# Keeping Trump on Topic: LIN353C Final Project

By Hannah Brinsko and Aditya Kharosekar

In [51]:
import pandas as pd
import numpy as np
import nltk
import string
import re
import csv
import datetime
import gensim
from gensim.models.keyedvectors import KeyedVectors
from sklearn.metrics.pairwise import cosine_similarity
import warnings
warnings.filterwarnings("ignore", category=DeprecationWarning)

## Preprocessing - Scraping tweets, and cleaning them up

Importing tweets from the CSV file - 

In [52]:
tweets_csv = pd.read_csv("tweets.csv")
trump_tweets = tweets_csv[tweets_csv['handle']=="realDonaldTrump"]
print(trump_tweets.shape)
print(trump_tweets['time'].head())

(3218, 28)
5     2016-09-27T22:13:24
8     2016-09-27T21:08:22
11    2016-09-27T20:31:14
12    2016-09-27T20:14:33
13    2016-09-27T20:06:25
Name: time, dtype: object


Looking at the CSV file, we see that it contains tweets only up to 09/27/2016. We need his more recent tweets as well

## Getting his most recent ~3200 tweets.

3200 is approximately the limit to how many tweets Tweepy allows us to scrape. As it turns out, this is more than enough for our use when combined with our CSV.

In [53]:
import tweepy
import json
from tweepy import OAuthHandler
import codecs

consumer_key = "i387QW7Eqgh12UHmK3VoQO9K5"
consumer_secret = "BQI8c5eKale4etdA21mawnFqOmAziDQpnThm679V7UtLjbWlMG"
access_token = "816857419338764288-S8Ay111O2Mo32QAs88tSnv5uKvmGCkF"
access_secret = "HVU19yLuV0klltJl1fsDibAi7Hiq1U4GwsEV9kozTAc1m"

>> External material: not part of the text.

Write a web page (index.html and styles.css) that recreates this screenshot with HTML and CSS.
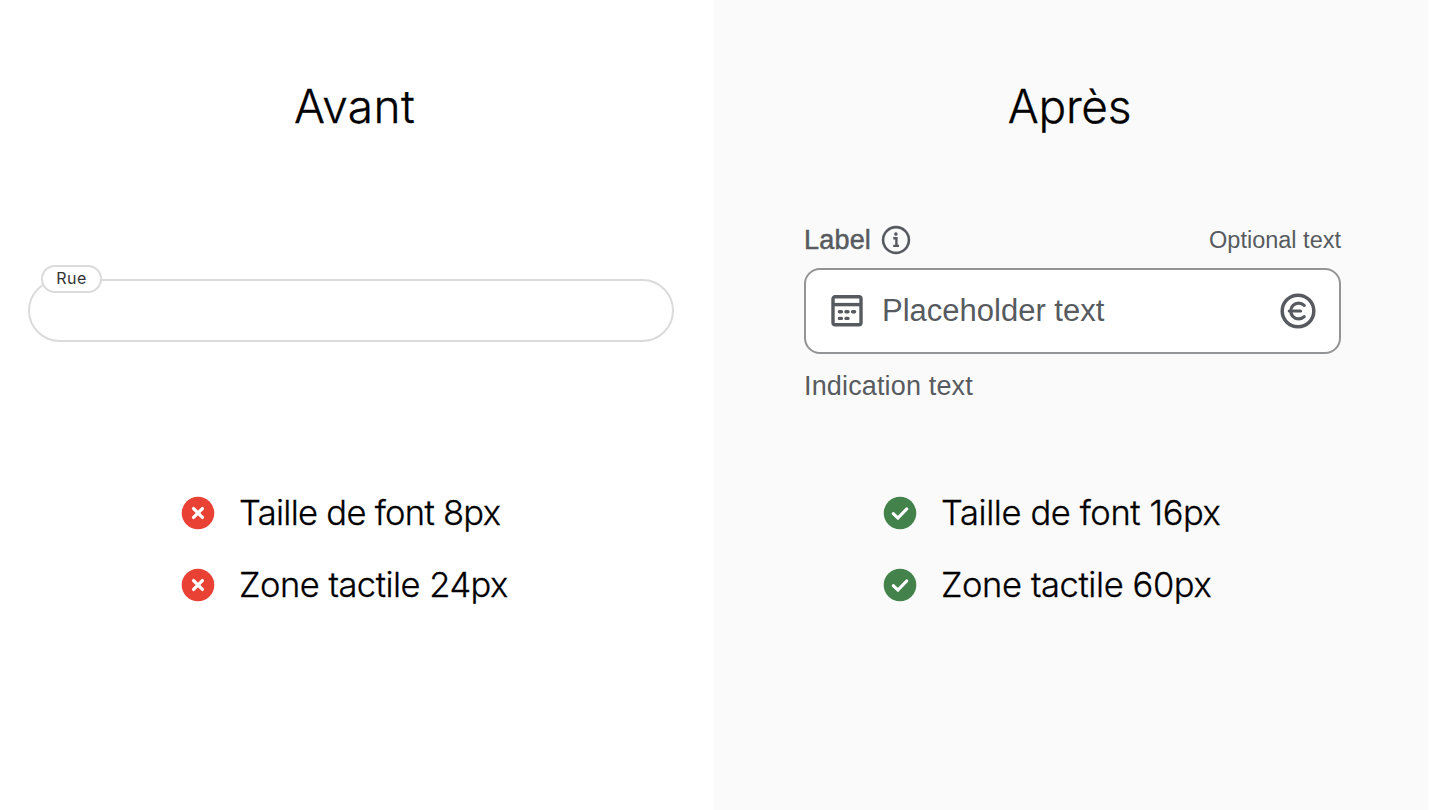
FILE: index.html
```
<!DOCTYPE html>
<html lang="fr">
<head>
  <meta charset="UTF-8">
  <meta name="viewport" content="width=device-width, initial-scale=1.0">
  <title>Avant / Après</title>
  <link rel="stylesheet" href="styles.css">
</head>
<body>
  <main class="comparison">
    <section class="panel before">
      <h1>Avant</h1>

      <div class="old-field">
        <span class="old-label">Rue</span>
      </div>

      <ul class="points">
        <li>
          <svg class="status" viewBox="0 0 34 34">
            <circle cx="17" cy="17" r="16.3" fill="#e94235"/>
            <path d="M12.6 12.6l8.8 8.8M21.4 12.6l-8.8 8.8" stroke="#fff" stroke-width="3.3" stroke-linecap="round"/>
          </svg>
          <span class="taille-8">Taille de font 8px</span>
        </li>
        <li>
          <svg class="status" viewBox="0 0 34 34">
            <circle cx="17" cy="17" r="16.3" fill="#e94235"/>
            <path d="M12.6 12.6l8.8 8.8M21.4 12.6l-8.8 8.8" stroke="#fff" stroke-width="3.3" stroke-linecap="round"/>
          </svg>
          <span class="zone-24">Zone tactile 24px</span>
        </li>
      </ul>
    </section>

    <section class="panel after">
      <h1>Après</h1>

      <div class="new-field">
        <div class="field-header">
          <label for="field">Label</label>
          <svg class="info" viewBox="0 0 30 30" fill="none" stroke="#575b5f" stroke-width="2.6">
            <circle cx="15" cy="15" r="12.9"/>
            <path d="M12.2 13.2h3.2v7.4M12.2 20.9h5.8" stroke-width="2.4"/>
            <circle cx="14.9" cy="9.1" r="1.8" fill="#575b5f" stroke="none"/>
          </svg>
          <span class="optional">Optional text</span>
        </div>
        <div class="field-box">
          <svg class="calendar" viewBox="0 0 32 32" fill="none" stroke="#575b5f" stroke-width="3.4">
            <rect x="2" y="1.8" width="28" height="28" rx="2"/>
            <path d="M2 9.6h28"/>
            <path d="M8.4 16.7h2M15 16.7h2M21.6 16.7h2M8.4 23.4h2M15 23.4h2" stroke-linecap="round"/>
          </svg>
          <input type="text" id="field" placeholder="Placeholder text">
          <svg class="euro" viewBox="0 0 36 36" fill="none" stroke="#575b5f" stroke-width="3.5">
            <circle cx="18" cy="18" r="15.8"/>
            <path d="M24.2 12.4a7.9 7.9 0 1 0 0 11.2M9.3 18h11.2" stroke-width="3.2" stroke-linecap="round"/>
          </svg>
        </div>
        <p class="indication">Indication text</p>
      </div>

      <ul class="points">
        <li>
          <svg class="status" viewBox="0 0 34 34">
            <circle cx="17" cy="17" r="16.3" fill="#43824b"/>
            <path d="M10.3 17.6l4.6 4.5 8.8-9.1" fill="none" stroke="#fff" stroke-width="3.2" stroke-linecap="round"/>
          </svg>
          <span class="taille-16">Taille de font 16px</span>
        </li>
        <li>
          <svg class="status" viewBox="0 0 34 34">
            <circle cx="17" cy="17" r="16.3" fill="#43824b"/>
            <path d="M10.3 17.6l4.6 4.5 8.8-9.1" fill="none" stroke="#fff" stroke-width="3.2" stroke-linecap="round"/>
          </svg>
          <span class="zone-60">Zone tactile 60px</span>
        </li>
      </ul>
    </section>
  </main>
</body>
</html>
```
FILE: styles.css
```
* {
  box-sizing: border-box;
}

body {
  margin: 0;
  background-color: #ffffff;
  color: #000000;
  font-family: "Liberation Sans", Arial, sans-serif;
}

.comparison {
  display: grid;
  grid-template-columns: 714px 714px;
  height: 810px;
}

.panel {
  display: grid;
  grid-template-rows: 72px 98px 178px auto;
  align-content: start;
  padding-top: 70px;
}

.after {
  background-color: #fafafa;
}

h1 {
  margin: 0;
  font-family: Inter, sans-serif;
  font-size: 46px;
  font-weight: 300;
  line-height: 73px;
  letter-spacing: -0.3px;
  text-align: center;
  -webkit-text-stroke: 0.3px #000000;
}

.before h1 {
  padding-right: 5px;
  letter-spacing: 0.4px;
}

.after h1 {
  padding-right: 3px;
}

.points {
  grid-row: 4;
  display: flex;
  flex-direction: column;
  margin: 59px 0 0 181px;
  padding: 0;
  list-style: none;
}

.after .points {
  margin-left: 169px;
}

.points li {
  display: flex;
  align-items: center;
  gap: 24px;
  height: 72px;
  font-family: Inter, sans-serif;
  font-size: 34.5px;
  font-weight: 300;
  letter-spacing: -0.8px;
  -webkit-text-stroke: 0.3px #000000;
}

.points span {
  padding-bottom: 2px;
}

.points .taille-8 {
  letter-spacing: -0.7px;
}

.points .zone-24 {
  letter-spacing: -0.5px;
}

.points .taille-16,
.points .zone-60 {
  letter-spacing: -0.4px;
}

.status {
  width: 34px;
  height: 34px;
}

.old-field {
  grid-row: 3;
  position: relative;
  width: 646px;
  height: 63px;
  margin: 39px 0 0 28px;
  border: 2px solid #dbdbdb;
  border-radius: 32px;
}

.old-label {
  position: absolute;
  top: -16px;
  left: 11px;
  width: 61px;
  height: 28px;
  border: 2px solid #dbdbdb;
  border-radius: 15px;
  background-color: #ffffff;
  color: #333333;
  font-family: Inter, sans-serif;
  font-size: 16px;
  line-height: 23px;
  letter-spacing: 0.5px;
  text-align: center;
}

.new-field {
  grid-row: 3;
  width: 537px;
  margin-left: 90px;
  margin-top: -16px;
  color: #575b5f;
}

.field-header {
  display: flex;
  align-items: center;
  height: 32px;
  margin-bottom: 12px;
}

.field-header label {
  font-size: 27px;
  letter-spacing: 0.2px;
  -webkit-text-stroke: 0.5px #575b5f;
}

.info {
  width: 30px;
  height: 30px;
  margin-left: 10px;
}

.optional {
  margin-left: auto;
  font-size: 23.5px;
}

.field-box {
  display: flex;
  align-items: center;
  height: 86px;
  padding: 0 23px 0 25px;
  border: 2px solid #929496;
  border-radius: 16px;
  background-color: #ffffff;
}

.calendar {
  width: 32px;
  height: 32px;
}

.field-box input {
  flex: 1;
  min-width: 0;
  margin-left: 19px;
  padding: 0;
  border: none;
  outline: none;
  background: none;
  color: #575b5f;
  font-family: inherit;
  font-size: 31px;
}

.field-box input::placeholder {
  color: #575b5f;
}

.euro {
  width: 36px;
  height: 36px;
}

.indication {
  margin: 16px 0 0;
  font-size: 27px;
  line-height: 32px;
  letter-spacing: 0.15px;
}
```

auth = OAuthHandler(consumer_key, consumer_secret)
auth.set_access_token(access_token, access_secret)

api = tweepy.API(auth)

all_tweets = []

new_tweets = api.user_timeline(screen_name="realDonaldTrump", count=200)


all_tweets.extend(new_tweets)
oldest = all_tweets[-1].id-1

t = new_tweets[0];

while len(new_tweets) > 0:
   new_tweets = api.user_timeline(screen_name = "realDonaldTrump", count=200, max_id = oldest)
   all_tweets.extend(new_tweets)
   oldest = all_tweets[-1].id-1;

In [54]:
print(len(all_tweets))

3221


We now have his most recent tweets.

However, there is significant overlap between the tweets that we have scraped from his account and the tweets that are in the CSV file.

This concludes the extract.